- _EXERCISE DIRECTIONS_
Pull out every line below that contains the word "components".

- _SOURCE DATA_
--- START ---

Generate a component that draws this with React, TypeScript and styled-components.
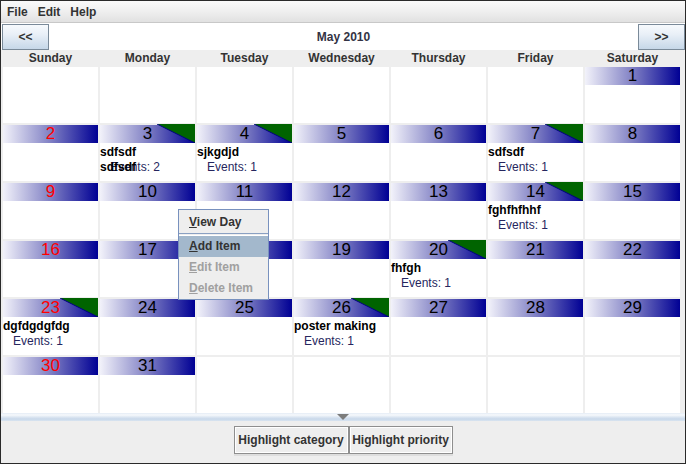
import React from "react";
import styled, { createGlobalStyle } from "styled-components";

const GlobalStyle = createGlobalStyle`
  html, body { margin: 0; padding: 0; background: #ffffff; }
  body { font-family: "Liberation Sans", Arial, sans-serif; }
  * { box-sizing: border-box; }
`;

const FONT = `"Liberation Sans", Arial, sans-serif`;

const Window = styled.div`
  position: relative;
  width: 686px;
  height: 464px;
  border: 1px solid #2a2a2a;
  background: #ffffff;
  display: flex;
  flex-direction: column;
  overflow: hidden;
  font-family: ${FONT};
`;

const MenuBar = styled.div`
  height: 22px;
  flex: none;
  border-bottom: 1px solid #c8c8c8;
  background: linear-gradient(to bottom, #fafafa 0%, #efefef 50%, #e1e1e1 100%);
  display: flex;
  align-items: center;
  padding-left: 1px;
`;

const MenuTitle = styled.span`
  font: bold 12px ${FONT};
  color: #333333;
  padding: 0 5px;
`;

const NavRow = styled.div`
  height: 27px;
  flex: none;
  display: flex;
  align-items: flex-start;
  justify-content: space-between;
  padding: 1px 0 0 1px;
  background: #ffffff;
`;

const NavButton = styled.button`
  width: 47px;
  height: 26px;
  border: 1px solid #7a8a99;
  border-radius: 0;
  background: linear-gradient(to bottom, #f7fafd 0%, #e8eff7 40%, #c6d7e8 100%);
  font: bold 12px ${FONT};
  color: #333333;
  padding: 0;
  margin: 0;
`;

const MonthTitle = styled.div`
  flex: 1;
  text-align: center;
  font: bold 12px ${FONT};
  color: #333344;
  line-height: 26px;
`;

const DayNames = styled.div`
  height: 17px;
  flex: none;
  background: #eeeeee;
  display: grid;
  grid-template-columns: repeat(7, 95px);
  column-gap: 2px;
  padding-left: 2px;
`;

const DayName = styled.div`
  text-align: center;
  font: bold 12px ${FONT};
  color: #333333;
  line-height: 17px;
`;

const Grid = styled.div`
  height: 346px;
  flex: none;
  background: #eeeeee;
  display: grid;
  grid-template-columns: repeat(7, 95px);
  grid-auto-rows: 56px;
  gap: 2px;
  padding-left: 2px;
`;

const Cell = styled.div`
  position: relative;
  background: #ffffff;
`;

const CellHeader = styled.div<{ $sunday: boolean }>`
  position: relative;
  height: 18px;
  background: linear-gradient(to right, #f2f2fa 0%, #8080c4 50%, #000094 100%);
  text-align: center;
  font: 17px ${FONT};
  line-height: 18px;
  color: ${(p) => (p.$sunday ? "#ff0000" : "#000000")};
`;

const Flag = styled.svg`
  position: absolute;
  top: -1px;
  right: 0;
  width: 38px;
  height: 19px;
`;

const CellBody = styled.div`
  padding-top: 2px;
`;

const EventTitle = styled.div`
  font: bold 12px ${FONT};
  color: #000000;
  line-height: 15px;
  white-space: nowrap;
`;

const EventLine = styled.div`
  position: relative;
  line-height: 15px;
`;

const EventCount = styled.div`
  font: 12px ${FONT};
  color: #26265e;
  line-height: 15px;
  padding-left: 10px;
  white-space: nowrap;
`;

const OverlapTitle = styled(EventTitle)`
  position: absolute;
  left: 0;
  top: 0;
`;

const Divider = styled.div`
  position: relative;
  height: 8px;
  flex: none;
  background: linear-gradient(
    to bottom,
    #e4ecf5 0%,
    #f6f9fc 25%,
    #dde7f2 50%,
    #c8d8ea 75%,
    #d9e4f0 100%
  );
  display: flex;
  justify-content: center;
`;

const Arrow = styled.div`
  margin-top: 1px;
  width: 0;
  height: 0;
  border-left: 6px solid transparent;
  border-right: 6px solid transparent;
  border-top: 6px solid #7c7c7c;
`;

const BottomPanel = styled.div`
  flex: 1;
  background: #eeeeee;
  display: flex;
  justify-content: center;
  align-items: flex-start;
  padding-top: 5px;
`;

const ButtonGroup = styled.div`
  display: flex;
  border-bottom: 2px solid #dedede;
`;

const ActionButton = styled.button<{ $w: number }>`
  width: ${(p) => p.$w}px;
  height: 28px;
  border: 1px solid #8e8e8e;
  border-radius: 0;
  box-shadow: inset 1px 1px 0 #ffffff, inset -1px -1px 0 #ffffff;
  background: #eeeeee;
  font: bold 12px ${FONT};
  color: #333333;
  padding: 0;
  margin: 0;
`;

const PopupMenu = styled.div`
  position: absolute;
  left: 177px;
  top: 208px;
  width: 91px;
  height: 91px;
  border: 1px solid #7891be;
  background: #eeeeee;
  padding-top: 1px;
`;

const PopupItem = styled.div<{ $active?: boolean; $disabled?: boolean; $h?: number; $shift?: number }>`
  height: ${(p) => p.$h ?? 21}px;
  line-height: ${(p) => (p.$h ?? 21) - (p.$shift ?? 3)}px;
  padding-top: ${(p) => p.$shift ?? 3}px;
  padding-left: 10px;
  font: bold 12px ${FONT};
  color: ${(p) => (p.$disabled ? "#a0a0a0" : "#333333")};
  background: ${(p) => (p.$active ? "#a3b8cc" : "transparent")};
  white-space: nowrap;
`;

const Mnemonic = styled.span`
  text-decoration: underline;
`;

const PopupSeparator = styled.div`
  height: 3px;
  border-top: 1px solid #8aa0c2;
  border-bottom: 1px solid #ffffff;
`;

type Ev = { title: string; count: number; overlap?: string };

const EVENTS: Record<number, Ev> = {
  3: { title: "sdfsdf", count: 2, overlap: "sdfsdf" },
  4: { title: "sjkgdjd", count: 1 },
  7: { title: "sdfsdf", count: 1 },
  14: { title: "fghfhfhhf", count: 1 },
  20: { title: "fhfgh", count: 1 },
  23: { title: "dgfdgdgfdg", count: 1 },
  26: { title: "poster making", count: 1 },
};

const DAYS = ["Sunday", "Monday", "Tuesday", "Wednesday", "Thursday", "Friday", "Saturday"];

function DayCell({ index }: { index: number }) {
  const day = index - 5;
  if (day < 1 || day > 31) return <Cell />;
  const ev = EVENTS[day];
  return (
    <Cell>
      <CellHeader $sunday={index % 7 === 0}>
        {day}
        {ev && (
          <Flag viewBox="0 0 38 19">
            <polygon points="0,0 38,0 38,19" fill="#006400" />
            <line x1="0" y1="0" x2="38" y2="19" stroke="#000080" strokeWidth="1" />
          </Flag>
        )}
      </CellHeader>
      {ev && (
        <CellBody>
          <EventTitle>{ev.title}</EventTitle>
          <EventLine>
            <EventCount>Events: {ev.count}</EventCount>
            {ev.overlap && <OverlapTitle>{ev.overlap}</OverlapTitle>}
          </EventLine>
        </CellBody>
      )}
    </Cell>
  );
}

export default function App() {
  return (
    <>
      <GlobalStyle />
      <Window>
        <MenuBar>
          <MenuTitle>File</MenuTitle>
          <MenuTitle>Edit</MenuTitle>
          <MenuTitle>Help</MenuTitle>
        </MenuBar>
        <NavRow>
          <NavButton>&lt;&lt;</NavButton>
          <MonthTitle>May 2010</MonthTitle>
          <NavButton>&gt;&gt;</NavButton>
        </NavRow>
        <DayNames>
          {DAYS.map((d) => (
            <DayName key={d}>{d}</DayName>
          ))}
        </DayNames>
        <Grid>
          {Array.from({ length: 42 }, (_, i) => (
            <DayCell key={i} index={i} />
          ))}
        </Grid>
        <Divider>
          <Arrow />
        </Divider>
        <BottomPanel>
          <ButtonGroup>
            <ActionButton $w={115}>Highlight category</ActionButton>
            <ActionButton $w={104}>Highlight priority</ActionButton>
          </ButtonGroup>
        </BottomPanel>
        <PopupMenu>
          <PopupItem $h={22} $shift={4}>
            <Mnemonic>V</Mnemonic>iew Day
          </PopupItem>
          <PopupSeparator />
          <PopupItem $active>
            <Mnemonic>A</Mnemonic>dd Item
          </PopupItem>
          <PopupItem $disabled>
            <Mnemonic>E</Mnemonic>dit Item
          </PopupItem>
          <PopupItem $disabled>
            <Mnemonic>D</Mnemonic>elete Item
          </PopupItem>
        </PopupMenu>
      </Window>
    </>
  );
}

--- END ---

- _SOLUTION_
Generate a component that draws this with React, TypeScript and styled-components.
import styled, { createGlobalStyle } from "styled-components";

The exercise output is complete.